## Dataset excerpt
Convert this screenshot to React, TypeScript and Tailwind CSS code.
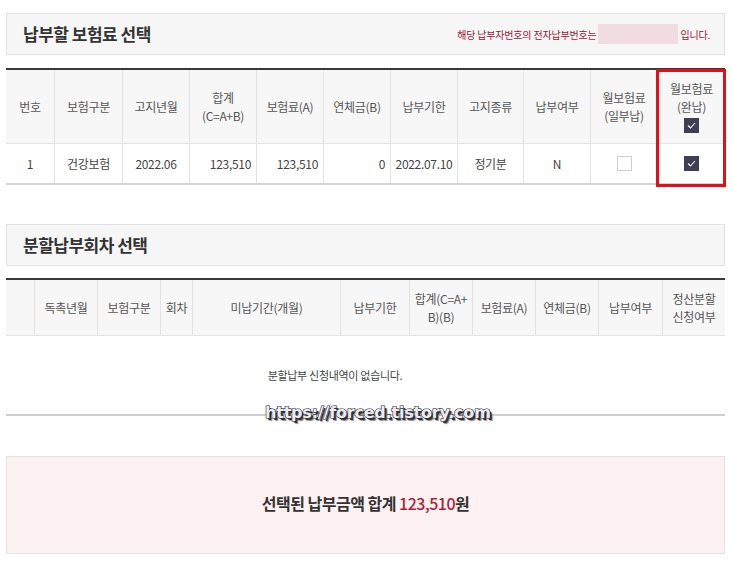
import React from 'react'

const font = {fontFamily: '"Noto Sans CJK KR", "Noto Sans", sans-serif'}

function Check({on}: {on: boolean}) {
  if (!on) {
    return <span className="inline-block w-[15px] h-[15px] border border-[#cfcfcf] bg-white" />
  }
  return (
    <span className="inline-flex w-[15px] h-[15px] bg-[#3e4052] items-center justify-center">
      <svg width="9" height="7" viewBox="0 0 9 7" fill="none">
        <path d="M1 3.5 L3.5 6 L8 1" stroke="#ffffff" strokeWidth="1.1" />
      </svg>
    </span>
  )
}

function SectionTitle({title, children}: {title: string; children?: React.ReactNode}) {
  return (
    <div className="h-[42px] border border-[#e2e2e2] bg-[#f6f6f6] flex items-center justify-between pl-[16px] pr-[14px]">
      <div className="text-[17px] font-bold text-[#333] tracking-[-0.5px]">{title}</div>
      {children}
    </div>
  )
}

const th = 'flex flex-col items-center justify-center text-center border-l border-[#e3e3e3] text-[12px] leading-[18px] text-[#555] tracking-[-0.3px]'
const td = 'flex items-center border-l border-[#e3e3e3] text-[12px] text-[#444] tracking-[-0.3px]'

export default function App() {
  return (
    <div className="relative w-[733px] h-[563px] bg-white" style={font}>
      <div className="w-[719px] ml-[6px] pt-[13px] flex flex-col">
        <SectionTitle title="납부할 보험료 선택">
          <div className="flex items-center text-[10px] text-[#9c1838] tracking-[-0.2px]">
            <span>해당 납부자번호의 전자납부번호는</span>
            <span className="ml-[2px] mr-[2px] w-[80px] h-[20px] bg-[#f0dde2]" />
            <span>입니다.</span>
          </div>
        </SectionTitle>

        <div className="relative mt-[13px] border-t-2 border-[#3a3a3a] border-b-2 border-b-[#d4d4d4]">
          <div className="grid grid-cols-[48px_68px_67px_67px_67px_67px_67px_66px_67px_67px_68px] h-[74px] bg-[#f7f7f7] border-b border-[#e3e3e3]">
            <div className={th + ' border-l-0'}>번호</div>
            <div className={th}>보험구분</div>
            <div className={th}>고지년월</div>
            <div className={th}>
              <span>합계</span>
              <span>(C=A+B)</span>
            </div>
            <div className={th}>보험료(A)</div>
            <div className={th}>연체금(B)</div>
            <div className={th}>납부기한</div>
            <div className={th}>고지종류</div>
            <div className={th}>납부여부</div>
            <div className={th}>
              <span>월보험료</span>
              <span>(일부납)</span>
            </div>
            <div className={th}>
              <span>월보험료</span>
              <span>(완납)</span>
              <span className="mt-[2px] flex"><Check on /></span>
            </div>
          </div>
          <div className="grid grid-cols-[48px_68px_67px_67px_67px_67px_67px_66px_67px_67px_68px] h-[39px] bg-white">
            <div className={td + ' border-l-0 justify-center'}>1</div>
            <div className={td + ' justify-center'}>건강보험</div>
            <div className={td + ' justify-center'}>2022.06</div>
            <div className={td + ' justify-end pr-[5px]'}>123,510</div>
            <div className={td + ' justify-end pr-[5px]'}>123,510</div>
            <div className={td + ' justify-end pr-[5px]'}>0</div>
            <div className={td + ' justify-center'}>2022.07.10</div>
            <div className={td + ' justify-center'}>정기분</div>
            <div className={td + ' justify-center'}>N</div>
            <div className={td + ' justify-center'}><Check on={false} /></div>
            <div className={td + ' justify-center'}><Check on /></div>
          </div>
          <div className="absolute right-[-1px] top-[-1px] w-[70px] h-[118px] border-[3px] border-[#e0101a]" />
        </div>

        <div className="mt-[39px]">
          <SectionTitle title="분할납부회차 선택" />
        </div>

        <div className="mt-[12px] border-t-2 border-[#3a3a3a] border-b-2 border-b-[#cfcfcf]">
          <div className="grid grid-cols-[28px_63px_63px_32px_148px_69px_63px_63px_63px_64px_63px] h-[56px] bg-[#f7f7f7] border-b border-[#e3e3e3]">
            <div className={th + ' border-l-0'} />
            <div className={th}>독촉년월</div>
            <div className={th}>보험구분</div>
            <div className={th}>회차</div>
            <div className={th}>미납기간(개월)</div>
            <div className={th}>납부기한</div>
            <div className={th}>
              <span>합계(C=A+</span>
              <span>B)(B)</span>
            </div>
            <div className={th}>보험료(A)</div>
            <div className={th}>연체금(B)</div>
            <div className={th}>납부여부</div>
            <div className={th}>
              <span>정산분할</span>
              <span>신청여부</span>
            </div>
          </div>
          <div className="h-[78px] flex items-end justify-center pb-[31px] pr-[61px] text-[11px] text-[#444] tracking-[-0.3px]">
            분할납부 신청내역이 없습니다.
          </div>
        </div>

        <div className="mt-[40px] h-[98px] border border-[#e4e4e4] bg-[#fdf1f2] flex items-center justify-center pb-[4px] text-[16px] font-bold text-[#333] tracking-[-0.5px]">
          <span>선택된 납부금액 합계&nbsp;</span>
          <span className="text-[#b31b34] font-medium">123,510</span>
          <span>원</span>
        </div>
      </div>

      <div
        className="absolute left-[265px] top-[403px] text-[16px] leading-[20px] font-bold text-[#ecebf5] tracking-[-0.2px]"
        style={{
          fontFamily: '"DejaVu Sans", sans-serif',
          WebkitTextStroke: '1.2px #24242e',
          paintOrder: 'stroke fill',
          textShadow: '2px 2px 0 #333, 3px 3px 1px #888',
        }}
      >
        https://forced.tistory.com
      </div>
    </div>
  )
}
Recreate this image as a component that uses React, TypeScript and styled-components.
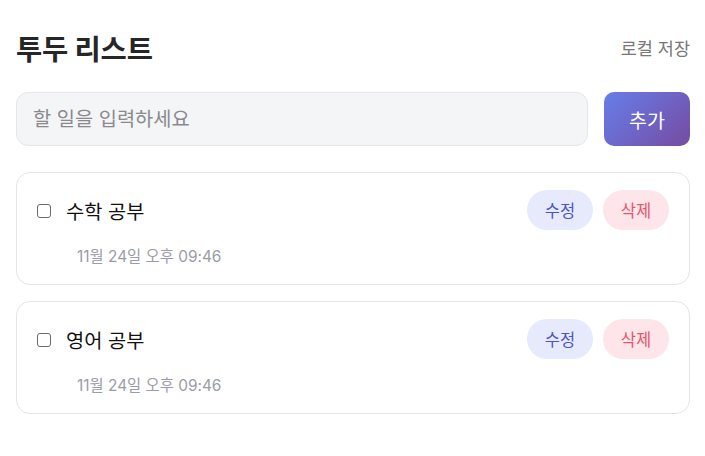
import React, { useState } from "react";
import styled, { createGlobalStyle } from "styled-components";

const Global = createGlobalStyle`
  html, body { margin: 0; padding: 0; background: #ffffff; }
  body { font-family: Inter, "Noto Sans CJK KR", sans-serif; color: #111; }
  * { box-sizing: border-box; }
`;

const Page = styled.div`
  padding: 24px 15px 16px 16px;
  display: flex;
  flex-direction: column;
`;

const Header = styled.header`
  display: flex;
  align-items: center;
  justify-content: space-between;
  height: 46px;
`;

const Title = styled.h1`
  margin: 0;
  font-size: 28.5px;
  font-weight: 700;
  color: #262626;
  letter-spacing: -0.2px;
`;

const Storage = styled.span`
  font-size: 17.5px;
  color: #777;
`;

const InputRow = styled.div`
  display: flex;
  gap: 16px;
  margin-top: 22px;
`;

const Input = styled.input`
  flex: 1;
  height: 54px;
  border: 1px solid #e4e6ea;
  border-radius: 12px;
  background: #f4f5f7;
  padding: 0 16px;
  font-family: inherit;
  font-size: 19.8px;
  color: #333;
  outline: none;
  &::placeholder { color: #8a8a8e; }
`;

const AddButton = styled.button`
  width: 86px;
  height: 54px;
  border: none;
  border-radius: 10px;
  background: linear-gradient(135deg, #667eea 0%, #764ba2 100%);
  color: #fff;
  font-family: inherit;
  font-size: 19.5px;
  font-weight: 400;
`;

const List = styled.ul`
  list-style: none;
  margin: 26px 0 0;
  padding: 0;
  display: flex;
  flex-direction: column;
  gap: 16px;
`;

const Card = styled.li`
  border: 1px solid #e3e5e8;
  border-radius: 14px;
  padding: 17px 20px 17px 20px;
  display: flex;
  flex-direction: column;
  gap: 17px;
`;

const Row = styled.div`
  display: flex;
  align-items: center;
  height: 40px;
`;

const Check = styled.span`
  width: 14px;
  height: 14px;
  border: 1.5px solid #6b6b6b;
  border-radius: 3px;
  flex: none;
  margin-right: 15px;
  margin-top: 1px;
`;

const Text = styled.span`
  flex: 1;
  font-size: 19.8px;
  color: #111;
`;

const Pill = styled.button<{ $tone: "edit" | "del" }>`
  width: 66px;
  height: 40px;
  border: none;
  border-radius: 20px;
  font-family: inherit;
  font-size: 16.5px;
  background: ${(p) => (p.$tone === "edit" ? "#e7eafd" : "#fde5e9")};
  color: ${(p) => (p.$tone === "edit" ? "#4a55c2" : "#e5566d")};
  & + & { margin-left: 10px; }
`;

const DateText = styled.span`
  padding-left: 40px;
  font-size: 15.4px;
  color: #9a9ca6;
  line-height: 20px;
`;

const todos = [
  { id: 1, text: "수학 공부", date: "11월 24일 오후 09:46" },
  { id: 2, text: "영어 공부", date: "11월 24일 오후 09:46" },
];

export default function App() {
  const [value, setValue] = useState("");
  return (
    <>
      <Global />
      <Page>
        <Header>
          <Title>투두 리스트</Title>
          <Storage>로컬 저장</Storage>
        </Header>
        <InputRow>
          <Input
            placeholder="할 일을 입력하세요"
            value={value}
            onChange={(e) => setValue(e.target.value)}
          />
          <AddButton>추가</AddButton>
        </InputRow>
        <List>
          {todos.map((t) => (
            <Card key={t.id}>
              <Row>
                <Check />
                <Text>{t.text}</Text>
                <Pill $tone="edit">수정</Pill>
                <Pill $tone="del">삭제</Pill>
              </Row>
              <DateText>{t.date}</DateText>
            </Card>
          ))}
        </List>
      </Page>
    </>
  );
}
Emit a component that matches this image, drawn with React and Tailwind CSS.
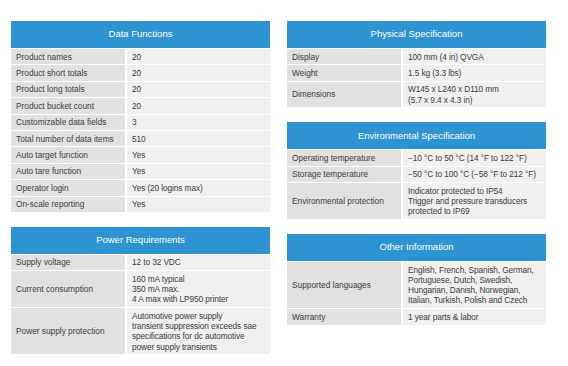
import React from 'react'

const tables = {
    left: [
        {
            title: 'Data Functions',
            rows: [
                ['Product names', '20'],
                ['Product short totals', '20'],
                ['Product long totals', '20'],
                ['Product bucket count', '20'],
                ['Customizable data fields', '3'],
                ['Total number of data items', '510'],
                ['Auto target function', 'Yes'],
                ['Auto tare function', 'Yes'],
                ['Operator login', 'Yes (20 logins max)'],
                ['On-scale reporting', 'Yes'],
            ],
        },
        {
            title: 'Power Requirements',
            rows: [
                ['Supply voltage', '12 to 32 VDC'],
                ['Current consumption', ['160 mA typical', '350 mA max.', '4 A max with LP950 printer']],
                ['Power supply protection', ['Automotive power supply', 'transient suppression exceeds sae', 'specifications for dc automotive', 'power supply transients']],
            ],
        },
    ],
    right: [
        {
            title: 'Physical Specification',
            rows: [
                ['Display', '100 mm (4 in) QVGA'],
                ['Weight', '1.5 kg (3.3 lbs)'],
                ['Dimensions', ['W145 x L240 x D110 mm', '(5.7 x 9.4 x 4.3 in)']],
            ],
        },
        {
            title: 'Environmental Specification',
            rows: [
                ['Operating temperature', '\u221210 \u00b0C to 50 \u00b0C (14 \u00b0F to 122 \u00b0F)'],
                ['Storage temperature', '\u221250 \u00b0C to 100 \u00b0C (\u221258 \u00b0F to 212 \u00b0F)'],
                ['Environmental protection', ['Indicator protected to IP54', 'Trigger and pressure transducers', 'protected to IP69']],
            ],
        },
        {
            title: 'Other Information',
            rows: [
                ['Supported languages', ['English, French, Spanish, German,', 'Portuguese, Dutch, Swedish,', 'Hungarian, Danish, Norwegian,', 'Italian, Turkish, Polish and Czech']],
                ['Warranty', '1 year parts & labor'],
            ],
        },
    ],
}

const SpecTable = ({ title, rows }) => (
    <div className='w-[259px]'>
        <div className='h-[27px] flex items-center justify-center bg-[#2e93d1] text-white text-[9.5px]'>{title}</div>
        {rows.map(([label, value]) => (
            <div key={label} className='grid grid-cols-[114px_1fr] gap-x-[2px] mt-[1px]'>
                <div className='bg-[#e1e1e1] px-[5px] py-[2.5px] min-h-[15.4px] flex items-center whitespace-nowrap'>{label}</div>
                <div className='bg-[#f0f0f0] px-[5px] py-[2.5px] min-h-[15.4px] flex flex-col justify-center whitespace-nowrap tracking-[-0.1px]'>
                    {Array.isArray(value) ? value.map((line) => <span key={line}>{line}</span>) : <span>{value}</span>}
                </div>
            </div>
        ))}
    </div>
)

export default function App() {
    return (
        <div className='w-[568px] h-[366px] bg-white flex gap-[17px] pl-[11px] pt-[21px] text-[#3b3b3b] text-[8.3px] leading-[10.3px]' style={{ fontFamily: '"Liberation Sans", Arial, sans-serif' }}>
            <div className='flex flex-col gap-[15px]'>
                {tables.left.map((t) => <SpecTable key={t.title} {...t} />)}
            </div>
            <div className='flex flex-col gap-[15px]'>
                {tables.right.map((t) => <SpecTable key={t.title} {...t} />)}
            </div>
        </div>
    )
}
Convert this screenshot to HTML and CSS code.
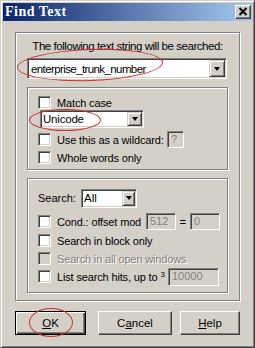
FILE: index.html
```
<!DOCTYPE html>
<html>
<head>
<meta charset="utf-8">
<link rel="stylesheet" href="styles.css">
</head>
<body>
<div class="window">
  <div class="titlebar">
    <span class="title">Find Text</span>
    <span class="close"><svg width="10" height="9" viewBox="0 0 10 9"><path d="M1.5 1 L8.5 8 M8.5 1 L1.5 8" stroke="#000" stroke-width="2" fill="none"/></svg></span>
  </div>
  <div class="content">
    <div class="group outer">
      <div class="prompt">The following text string will be searched:</div>
      <div class="combo wide">
        <span class="combo-text">enterprise_trunk_number</span>
        <span class="drop"><i class="arrow"></i></span>
      </div>
      <div class="group inner g1">
        <div class="row r13">
          <span class="check"></span><span class="label">Match case</span>
        </div>
        <div class="combo enc">
          <span class="combo-text">Unicode</span>
          <span class="drop"><i class="arrow"></i></span>
        </div>
        <div class="row r17 mt3">
          <span class="check"></span><span class="label w-wild">Use this as a wildcard:</span>
          <span class="field dis q">?</span>
        </div>
        <div class="row r13 mt3">
          <span class="check"></span><span class="label">Whole words only</span>
        </div>
      </div>
      <div class="group inner g2">
        <div class="row r20">
          <span class="slabel">Search:</span>
          <div class="combo all">
            <span class="combo-text">All</span>
            <span class="drop"><i class="arrow"></i></span>
          </div>
        </div>
        <div class="row r17 mt5">
          <span class="check"></span><span class="label w-cond">Cond.: offset mod</span>
          <span class="field dis n30">512</span>
          <span class="eq">=</span>
          <span class="field dis n30">0</span>
        </div>
        <div class="row r17 mt2">
          <span class="check"></span><span class="label">Search in block only</span>
        </div>
        <div class="row r17 mt1">
          <span class="check dis"></span><span class="label disabled">Search in all open windows</span>
        </div>
        <div class="row r17 mt1">
          <span class="check"></span><span class="label w-list">List search hits, up to <sup>3</sup></span>
          <span class="field dis n51">10000</span>
        </div>
      </div>
    </div>
    <div class="buttons">
      <button class="btn default ok"><u>O</u>K</button>
      <button class="btn cancel">C<u>a</u>ncel</button>
      <button class="btn help"><u>H</u>elp</button>
    </div>
  </div>
  <div class="mark m1"></div>
  <div class="mark m2"></div>
  <div class="mark m3"></div>
</div>
</body>
</html>
```
FILE: styles.css
```
html, body { margin: 0; padding: 0; background: #d4d0c8; }
body { font-family: "Liberation Sans", Arial, sans-serif; font-size: 11px; color: #000; }

.window {
  position: relative;
  width: 255px; height: 348px; box-sizing: border-box;
  background: #d4d0c8;
  border: 1px solid; border-color: #d4d0c8 #404040 #404040 #d4d0c8;
  box-shadow: inset 1px 1px 0 #fff, inset -1px -1px 0 #808080;
  padding: 2px;
  display: flex; flex-direction: column;
  overflow: hidden;
}

.titlebar {
  height: 18px; flex: none;
  display: flex; align-items: center;
  background: linear-gradient(to right, #0a246a, #a6caf0);
}
.title {
  margin-left: 2px;
  color: #fff; font-family: "Liberation Serif", "Times New Roman", serif;
  font-weight: bold; font-size: 14px; letter-spacing: 0.5px;
}
.close {
  margin-left: auto; margin-right: 1px;
  width: 16px; height: 14px; box-sizing: border-box;
  background: #d4d0c8;
  border: 1px solid; border-color: #fff #404040 #404040 #fff;
  box-shadow: inset -1px -1px 0 #808080;
  display: flex; align-items: center; justify-content: center;
}
.close svg { display: block; margin: 0 1px 1px 0; }

.content { flex: 1; display: flex; flex-direction: column; padding: 11px 12px 0 12px; }

.group {
  box-sizing: border-box;
  border: 1px solid #808080;
  box-shadow: inset 1px 1px 0 #fff, 1px 1px 0 #fff;
}
.outer { height: 269px; width: 225px; padding: 7px 11px 0 11px; display: flex; flex-direction: column; }
.prompt { height: 13px; line-height: 13px; text-align: center; white-space: nowrap; font-size: 11.5px; letter-spacing: -0.45px; }

.combo {
  position: relative; box-sizing: border-box; background: #fff;
  border: 1px solid; border-color: #808080 #fff #fff #808080;
  box-shadow: inset 1px 1px 0 #404040, inset -1px -1px 0 #d4d0c8;
  display: flex; align-items: center;
}
.combo-text { padding-left: 3px; flex: 1; white-space: nowrap; font-size: 11.5px; }
.drop {
  box-sizing: border-box; align-self: stretch; margin: 1px;
  width: 16px; background: #d4d0c8;
  border: 1px solid; border-color: #d4d0c8 #404040 #404040 #d4d0c8;
  box-shadow: inset 1px 1px 0 #fff, inset -1px -1px 0 #808080;
  display: flex; align-items: center; justify-content: center;
}
.arrow { display: block; width: 0; height: 0; border-left: 3.5px solid transparent; border-right: 3.5px solid transparent; border-top: 4px solid #000; }
.wide { margin-top: 5px; height: 21px; width: 200px; }
.wide .combo-text { font-size: 11.5px; letter-spacing: -0.6px; padding-left: 3px; }

.inner { width: 201px; padding-left: 10px; display: flex; flex-direction: column; }
.g1 { margin-top: 8px; height: 83px; padding-top: 8px; }
.g2 { margin-top: 8px; height: 115px; padding-top: 9px; }

.row { display: flex; align-items: center; white-space: nowrap; }
.r13 { height: 13px; }
.r17 { height: 17px; }
.r20 { height: 20px; }
.mt1 { margin-top: 1px; } .mt2 { margin-top: 2px; } .mt3 { margin-top: 3px; } .mt5 { margin-top: 5px; }

.check {
  flex: none; width: 13px; height: 13px; box-sizing: border-box; background: #fff;
  border: 1px solid; border-color: #808080 #fff #fff #808080;
  box-shadow: inset 1px 1px 0 #404040, inset -1px -1px 0 #d4d0c8;
}
.check.dis { background: #d4d0c8; }
.label { margin-left: 6px; font-size: 11px; letter-spacing: -0.15px; }
.label sup { font-size: 8px; vertical-align: 4px; line-height: 0; }
.disabled { color: #808080; text-shadow: 1px 1px 0 #fff; }
.w-wild { width: 110px; }
.w-cond { width: 89px; }
.w-list { width: 111px; }

.enc { margin: 1px 0 0 2px; width: 104px; height: 18px; }
.enc .combo-text { font-size: 11.5px; letter-spacing: -0.2px; padding-left: 2px; }
.enc .drop { width: 15px; }

.slabel { width: 43px; font-size: 11px; }
.all { width: 56px; height: 19px; }
.all .combo-text { font-size: 11.5px; padding-left: 2px; }
.all .drop { width: 13px; }

.field {
  box-sizing: border-box; height: 17px; line-height: 13px;
  border: 1px solid; border-color: #808080 #fff #fff #808080;
  box-shadow: inset 1px 1px 0 #404040, inset -1px -1px 0 #d4d0c8;
  padding: 1px 3px; font-size: 11px; white-space: nowrap;
}
.field.dis { background: #d4d0c8; color: #808080; }
.q { width: 17px; }
.n30 { width: 30px; }
.n51 { width: 51px; height: 18px; }
.eq { width: 14px; text-align: center; font-size: 11px; }

.buttons { display: flex; margin-top: 10px; }
.btn {
  height: 24px; box-sizing: border-box; padding: 0; margin: 0;
  background: #d4d0c8; font-family: "Liberation Sans", Arial, sans-serif; font-size: 11.5px; color: #000;
  border: 1px solid; border-color: #fff #404040 #404040 #fff;
  box-shadow: inset -1px -1px 0 #808080;
}
.btn.default {
  border-color: #000;
  box-shadow: inset 1px 1px 0 #fff, inset -1px -1px 0 #404040, inset -2px -2px 0 #808080;
}
.ok { width: 71px; }
.cancel { width: 74px; margin-left: 12px; }
.help { width: 60px; margin-left: 8px; }

.mark { position: absolute; border: 1px solid #c8302c; border-radius: 50%; }
.m1 { left: 16px; top: 48px; width: 144px; height: 30px; transform: rotate(-2deg); }
.m2 { left: 28px; top: 108px; width: 70px; height: 20px; }
.m3 { left: 28px; top: 307px; width: 42px; height: 27px; }
```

## TASK REQUIREMENTS
Copy all lines from the material that contain "with".

## WORKED SOLUTION
Emit a component that matches this image, drawn with React and Tailwind CSS.
                ['Current consumption', ['160 mA typical', '350 mA max.', '4 A max with LP950 printer']],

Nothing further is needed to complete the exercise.